The remains of a “vampire woman” pinned to the ground with a sickle at her throat and a padlocked toe to “prevent her from coming back from the dead” have been found in a Polish village.
The Discovery Of The Remains Of A Vampire Woman In Poland
The remains were discovered during archaeological work in a 17th-century cemetery in the town of Pień, researchers also found that the skeletal remains had a silk cap on its head—indicating it had held high social status—and a protruding tooth.
Team leader Professor Dariusz Poliński of Nicolaus Copernicus University in the nearby city of Torun said the shape of the burial was unusual.
“Ways to prevent the resurrection of the dead include cutting off the head or legs, placing the deceased face down to bite the ground, burning it, and crushing it with a stone,” he explained. “The sickle was not laid flat but was placed on the neck in such a way that if the deceased ever tried to get up, the head would most likely get severed or injured.”
He added that the padlocked big toe on the skeleton’s left foot probably symbolized “the closing of a stage and the impossibility of returning.”
Records of myths about the undead or vampires date back to the 11th century in Eastern Europe. People feared that some of those buried would work their way back to the surface as blood-sucking monsters and terrorize the living.
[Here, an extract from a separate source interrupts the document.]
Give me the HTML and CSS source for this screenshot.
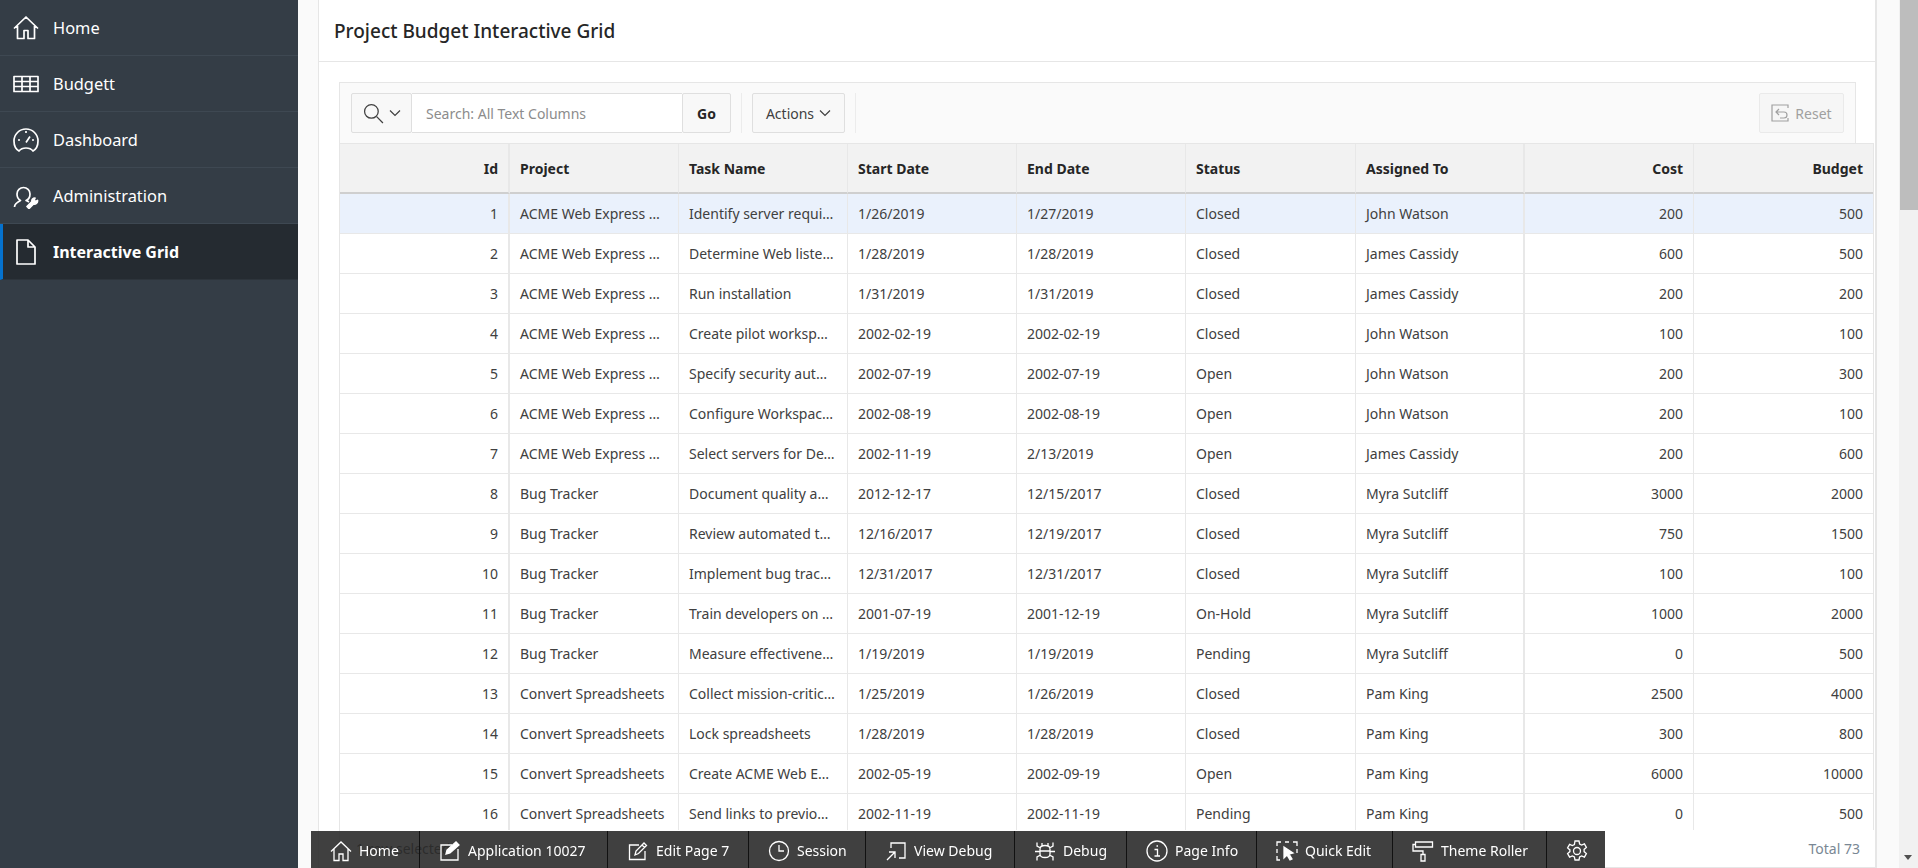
FILE: index.html
```html
<!DOCTYPE html>
<html lang="en">
<head>
    <meta charset="UTF-8">
    <title>Project Budget Interactive Grid</title>
    <link rel="stylesheet" href="styles.css">
</head>
<body>
    <nav class="side-nav">
        <a class="nav-item">
            <svg class="nav-icon" viewBox="0 0 26 26"><path d="M1 13.500 13 2l12 11.500M4.500 11v12.500h6.500v-8h4v8h6.500V11"/></svg>
            <span>Home</span>
        </a>
        <a class="nav-item">
            <svg class="nav-icon" viewBox="0 0 26 26"><path d="M1 5.500h24v15H1zM1 10.500h24M1 15.500h24M9 5.500v15M17 5.500v15"/></svg>
            <span>Budgett</span>
        </a>
        <a class="nav-item">
            <svg class="nav-icon" viewBox="0 0 26 26"><path d="M6 24C2.500 22 1 18 1 14a12 12 0 0 1 24 0c0 4-1.500 8-5 10-1.500-2-4-3-7-3s-5.500 1-7 3zM13 15.500l4-6M13 4v2M5 13h2M19 13h2"/></svg>
            <span>Dashboard</span>
        </a>
        <a class="nav-item">
            <svg class="nav-icon" viewBox="0 0 26 26"><path d="M1.500 24c0-3 3-5 6-6.500-2-1-3.500-3.500-3.500-6.500a6.500 6.500 0 0 1 13 0c0 3-1.500 5.500-4 6.500 1 .4 2 .8 3 1.500"/><path class="solid" d="m14 23.500 5-5c-.5-2 1-3.500 3-3.500l-1 2 1.500 1.500 2-1c.3 2.500-2 4-4 3.500l-4.500 4.500z"/></svg>
            <span>Administration</span>
        </a>
        <a class="nav-item nav-item-active">
            <svg class="nav-icon" viewBox="0 0 26 26"><path d="M4 1h11l7 7v17H4zM15 1v7h7"/></svg>
            <span>Interactive Grid</span>
        </a>
    </nav>

    <main class="page-body">
        <section class="region">
            <h2 class="region-title">Project Budget Interactive Grid</h2>
            <div class="region-body">
                <div class="ig-toolbar">
                    <div class="search-group">
                        <button class="search-column">
                            <svg class="tool-icon search-icon" viewBox="0 0 20 20"><circle cx="8" cy="8" r="6.500"/><path d="m13 13 6 6"/></svg>
                            <svg class="chevron" viewBox="0 0 12 8"><path d="m1 1.500 5 5 5-5"/></svg>
                        </button>
                        <div class="search-input">Search: All Text Columns</div>
                        <button class="go-button">Go</button>
                    </div>
                    <span class="tool-sep"></span>
                    <button class="actions-button">Actions
                        <svg class="chevron" viewBox="0 0 12 8"><path d="m1 1.500 5 5 5-5"/></svg>
                    </button>
                    <span class="tool-sep"></span>
                    <button class="reset-button">
                        <svg class="tool-icon" viewBox="0 0 18 18"><path d="M17 4V1H1v16h16v-3M8 5 5 8l3 3M5 8h8a3 3 0 0 1 3 3c0 2-1 3-3 3H9"/></svg>
                        Reset
                    </button>
                </div>
                <div id="grid" class="ig-grid"></div>
            </div>
            <div class="region-foot">
                <span class="selected-count">1 row selected</span>
                <span class="total-count">Total 73</span>
            </div>
        </section>
    </main>

    <div class="scroll-bar">
        <span class="scroll-thumb"></span>
        <span class="scroll-space"></span>
        <span class="scroll-arrow"></span>
    </div>

    <div class="dev-bar">
        <a class="dev-item dev-home">
            <svg class="dev-icon" viewBox="0 0 22 22"><path d="M1 11.500 11 2l10 9.500M4 9v11.500h5V14h4v6.500h5V9"/></svg>Home
        </a>
        <a class="dev-item dev-app">
            <svg class="dev-icon" viewBox="0 0 22 22"><path d="M19 9v11H2V5h11"/><path class="solid" d="m7 14 1-4 9-8 3 3-9 8z"/></svg>Application 10027
        </a>
        <a class="dev-item dev-edit">
            <svg class="dev-icon" viewBox="0 0 22 22"><path d="M18 11v8.500H2.500V5H12M8 15l1-4 8-8 2.500 2.500-8 8zM15 5l2.500 2.500"/></svg>Edit Page 7
        </a>
        <a class="dev-item dev-session">
            <svg class="dev-icon" viewBox="0 0 22 22"><circle cx="11" cy="11" r="9.500"/><path d="M11 5v6h5"/></svg>Session
        </a>
        <a class="dev-item dev-view">
            <svg class="dev-icon" viewBox="0 0 22 22"><path d="M6 8V3h14v15h-6M2 20l8-8M4 12h6v6"/></svg>View Debug
        </a>
        <a class="dev-item dev-debug">
            <svg class="dev-icon" viewBox="0 0 22 22"><path d="M6 9c0-2 2-3.500 5-3.500s5 1.500 5 3.500v5c0 2-2 3.500-5 3.500S6 16 6 14zM6 11h10M1 11.500h5M16 11.500h5M6.500 8 3 6V2.500M15.500 8 19 6V2.500M6.500 15 3 17v3.500M15.500 15l3.500 2v3.500M8 5.500V3M14 5.500V3"/></svg>Debug
        </a>
        <a class="dev-item dev-info">
            <svg class="dev-icon" viewBox="0 0 22 22"><circle cx="11" cy="11" r="10"/><path d="M8.500 9.500h3V16M8.500 16h5.500M10.500 6h1.500"/></svg>Page Info
        </a>
        <a class="dev-item dev-quick">
            <svg class="dev-icon" viewBox="0 0 22 22"><path d="M1 6V2h4M9 2h4M17 2h4v4M1 9v4M1 16v4h3M21 9v4"/><path class="solid" d="m8 7 9 6-4 1 3 5-2 1-3-5-3 3z"/></svg>Quick Edit
        </a>
        <a class="dev-item dev-theme">
            <svg class="dev-icon" viewBox="0 0 22 22"><path d="M3.500 2h17v5h-17zM3.500 4.500H1V11h10v3.500M9 14.500h4V21H9z"/></svg>Theme Roller
        </a>
        <a class="dev-item dev-gear">
            <svg class="dev-icon" viewBox="0 0 22 22"><circle cx="11" cy="11" r="3.500"/><path d="M9 1h4l.6 3 2 1 2.800-1.100 2 3.500-2.300 2v2.200l2.300 2-2 3.500-2.800-1.100-2 1-.6 3H9l-.6-3-2-1-2.800 1.100-2-3.500 2.300-2V9.900l-2.300-2 2-3.500 2.800 1.100 2-1z"/></svg>
        </a>
    </div>

    <script src="grid.js"></script>
</body>
</html>
```

FILE: styles.css
```css
* {
    box-sizing: border-box;
}
html, body {
    height: 100%;
    margin: 0;
    overflow: hidden;
}
body {
    font-family: "Noto Sans", "Open Sans", sans-serif;
    font-size: 14px;
    color: #404040;
    background-color: #fafafa;
    display: flex;
}
button {
    font: inherit;
    color: inherit;
}

/* side navigation */
.side-nav {
    flex: 0 0 298px;
    height: 868px;
    background: #343d46;
}
.nav-item {
    display: flex;
    align-items: center;
    height: 56px;
    padding: 1px 0 0 13px;
    color: #fff;
    font-size: 16.400px;
    border-bottom: 1px solid #3e4852;
}
.nav-item:first-child {
    height: 55.500px;
}
.nav-item span {
    margin-left: 14px;
}
.nav-item-active {
    padding-left: 10px;
    font-weight: 700;
    font-size: 16px;
    background: #252b31;
    border-left: 3px solid #0572ce;
    border-bottom: 1px solid #2d343b;
}
.nav-icon {
    width: 26px;
    height: 26px;
    fill: none;
    stroke: #fff;
    stroke-width: 1.700;
    stroke-linejoin: round;
}
.nav-icon .solid {
    fill: #fff;
}

/* page and region */
.page-body {
    flex: 0 0 1601px;
    height: 868px;
    padding: 0 22px 0 20px;
    overflow: hidden;
}
.region {
    height: 868px;
    background: #fff;
    border: 1px solid #e6e6e6;
    border-top: 0;
    border-right-width: 2px;
    position: relative;
}
.region-title {
    height: 62px;
    margin: 0;
    padding: 0 15px;
    line-height: 62px;
    font-size: 19px;
    font-weight: 500;
    color: #262626;
    border-bottom: 1px solid #e6e6e6;
}
.region-body {
    padding: 20px 0 0 20px;
}

/* toolbar */
.ig-toolbar {
    display: flex;
    align-items: flex-start;
    width: 1517px;
    height: 61px;
    padding: 10px 11px 0 11px;
    background: #fafafa;
    border: 1px solid #e6e6e6;
    border-bottom: 0;
}
.search-group {
    display: flex;
    height: 40px;
}
.search-group button, .actions-button, .reset-button {
    background: #f8f8f8;
    border: 1px solid #dfdfdf;
    border-radius: 2px;
    padding: 0;
    display: flex;
    align-items: center;
    justify-content: center;
}
.search-column {
    width: 61px;
    gap: 5px;
}
.search-input {
    width: 270px;
    padding-left: 14px;
    line-height: 40px;
    color: #8c8c8c;
    background: #fff;
    border-top: 1px solid #dfdfdf;
    border-bottom: 1px solid #dfdfdf;
}
.go-button {
    width: 49px;
    font-weight: 700;
    color: #262626;
}
.tool-sep {
    width: 1px;
    height: 40px;
    margin: 0 10px;
    background: #ececec;
}
.actions-button {
    width: 93px;
    height: 40px;
    gap: 5px;
}
.reset-button {
    width: 85px;
    height: 40px;
    gap: 6px;
    margin-left: auto;
    color: #a0a0a0;
    background: #f6f6f6;
    border-color: #eaeaea;
}
.tool-icon {
    width: 18px;
    height: 18px;
    fill: none;
    stroke: currentColor;
    stroke-width: 1.200;
}
.search-icon {
    width: 21px;
    height: 21px;
}
.chevron {
    width: 12px;
    height: 8px;
    fill: none;
    stroke: currentColor;
    stroke-width: 1.200;
}

/* grid */
.ig-grid {
    width: 1535px;
    display: grid;
    grid-template-columns: 170px 169px 169px 169px 169px 170px 169px 169px 1fr;
    border: 1px solid #e6e6e6;
    border-bottom: 0;
}
.ig-head, .ig-cell {
    padding: 0 12px 0 10px;
    white-space: nowrap;
    overflow: hidden;
    text-overflow: ellipsis;
    border-right: 1px solid #e8e8e8;
}
.ig-head {
    height: 50px;
    line-height: 49px;
    font-weight: 700;
    color: #262626;
    background: #f2f2f2;
    border-bottom: 2px solid #cfcfcf;
}
.ig-cell {
    height: 40px;
    line-height: 40px;
    border-bottom: 1px solid #e8e8e8;
}
.ig-num {
    padding-right: 10px;
    text-align: right;
}
.ig-frozen {
    border-right-width: 2px;
}
.ig-last {
    border-right: 0;
}
.ig-selected {
    background: #eaf1fc;
}

/* footer of the region, mostly under the developer bar */
.region-foot {
    position: absolute;
    left: 20px;
    right: 0;
    bottom: 0;
    height: 37px;
    line-height: 37px;
    padding: 0 15px 0 16px;
    display: flex;
    justify-content: space-between;
    color: #333;
    background: #fff;
    border-left: 1px solid #e6e6e6;
}
.total-count {
    color: #7a8794;
}

/* scrollbar */
.scroll-bar {
    flex: 0 0 19px;
    height: 868px;
    display: flex;
    flex-direction: column;
    background: #f1f1f1;
}
.scroll-thumb {
    height: 210px;
    margin-left: 1px;
    background: #bdbdbd;
}
.scroll-space {
    flex: 1;
}
.scroll-arrow {
    width: 0;
    height: 0;
    margin: 0 0 8px 5px;
    border-left: 4px solid transparent;
    border-right: 4px solid transparent;
    border-top: 5px solid #505050;
}

/* developer bar */
.dev-bar {
    position: fixed;
    left: 311px;
    bottom: 0;
    height: 37px;
    display: flex;
    color: #fff;
    background: rgba(43, 43, 43, 0.9);
}
.dev-item {
    display: flex;
    align-items: center;
    gap: 7px;
    padding: 2px 0 0 19px;
    font-size: 14px;
    border-right: 1px solid #111;
}
.dev-home { width: 109px; }
.dev-app { width: 188px; }
.dev-edit { width: 141px; }
.dev-session { width: 117px; }
.dev-view { width: 149px; }
.dev-debug { width: 112px; }
.dev-info { width: 130px; }
.dev-quick { width: 136px; }
.dev-theme { width: 154px; }
.dev-gear { width: 58px; border-right: 0; }
.dev-icon {
    flex: none;
    width: 22px;
    height: 22px;
    fill: none;
    stroke: #fff;
    stroke-width: 1.300;
}
.dev-icon .solid {
    fill: #fff;
}
```

FILE: grid.js
```js
const heads = ['Id', 'Project', 'Task Name', 'Start Date', 'End Date', 'Status', 'Assigned To', 'Cost', 'Budget'];
const acme = 'ACME Web Express Configuration';
const bug = 'Bug Tracker';
const conv = 'Convert Spreadsheets';
const rows = [
    [1, acme, 'Identify server requirements', '1/26/2019', '1/27/2019', 'Closed', 'John Watson', 200, 500],
    [2, acme, 'Determine Web listener', '1/28/2019', '1/28/2019', 'Closed', 'James Cassidy', 600, 500],
    [3, acme, 'Run installation', '1/31/2019', '1/31/2019', 'Closed', 'James Cassidy', 200, 200],
    [4, acme, 'Create pilot workspace', '2002-02-19', '2002-02-19', 'Closed', 'John Watson', 100, 100],
    [5, acme, 'Specify security authentication', '2002-07-19', '2002-07-19', 'Open', 'John Watson', 200, 300],
    [6, acme, 'Configure Workspace Settings', '2002-08-19', '2002-08-19', 'Open', 'John Watson', 200, 100],
    [7, acme, 'Select servers for Development', '2002-11-19', '2/13/2019', 'Open', 'James Cassidy', 200, 600],
    [8, bug, 'Document quality assurance', '2012-12-17', '12/15/2017', 'Closed', 'Myra Sutcliff', 3000, 2000],
    [9, bug, 'Review automated testing', '12/16/2017', '12/19/2017', 'Closed', 'Myra Sutcliff', 750, 1500],
    [10, bug, 'Implement bug tracking', '12/31/2017', '12/31/2017', 'Closed', 'Myra Sutcliff', 100, 100],
    [11, bug, 'Train developers on tracker', '2001-07-19', '2001-12-19', 'On-Hold', 'Myra Sutcliff', 1000, 2000],
    [12, bug, 'Measure effectiveness of tool', '1/19/2019', '1/19/2019', 'Pending', 'Myra Sutcliff', 0, 500],
    [13, conv, 'Collect mission-critical sheets', '1/25/2019', '1/26/2019', 'Closed', 'Pam King', 2500, 4000],
    [14, conv, 'Lock spreadsheets', '1/28/2019', '1/28/2019', 'Closed', 'Pam King', 300, 800],
    [15, conv, 'Create ACME Web Express app', '2002-05-19', '2002-09-19', 'Open', 'Pam King', 6000, 10000],
    [16, conv, 'Send links to previous users', '2002-11-19', '2002-11-19', 'Pending', 'Pam King', 0, 500]
];

function cellClass(col) {
    let cls = '';
    if (col === 0 || col === 7 || col === 8) cls += ' ig-num';
    if (col === 0 || col === 6) cls += ' ig-frozen';
    if (col === 8) cls += ' ig-last';
    return cls;
}

let html = '';
heads.forEach(function (text, col) {
    html += `<div class="ig-head${cellClass(col)}">${text}</div>`;
});
rows.forEach(function (row, r) {
    row.forEach(function (text, col) {
        const sel = r === 0 ? ' ig-selected' : '';
        html += `<div class="ig-cell${cellClass(col)}${sel}">${text}</div>`;
    });
});
document.getElementById('grid').innerHTML = html;
```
It is common to find burial sites in the region where a metal bar, or stake, has been hammered through the skull of the deceased. People at the time believed that this was a way to ensure that the person stayed dead.
In some parts of the continent, particularly among the Slavs, belief in vampire legends became so widespread that it caused mass hysteria and even led to the execution of people believed to be vampires.
People who died prematurely, such as by suicide, were also often suspected of vampirism, and their bodies were mutilated to prevent them from rising from the dead.
In 2015, archaeologists from the town of Drewsko, 130 miles away, found five similarly buried skeletons in a 400-year-old graveyard. Sickles were found pressed against the throat of an adult male, who was between 35 and 44 years old, and an adult female who was between 35 and 39 years old. An elderly woman, who was between 50 and 60 years old when she died, was buried with a sickle on her hips and a medium-sized stone at her throat.
According to popular wisdom, a sickle protected women in labor, children, and the dead against evil spirits. She also had a role in rituals designed to counteract black magic and witchcraft.
The latest discovery has now been shipped to Torun, where archaeologists will carry out further investigations.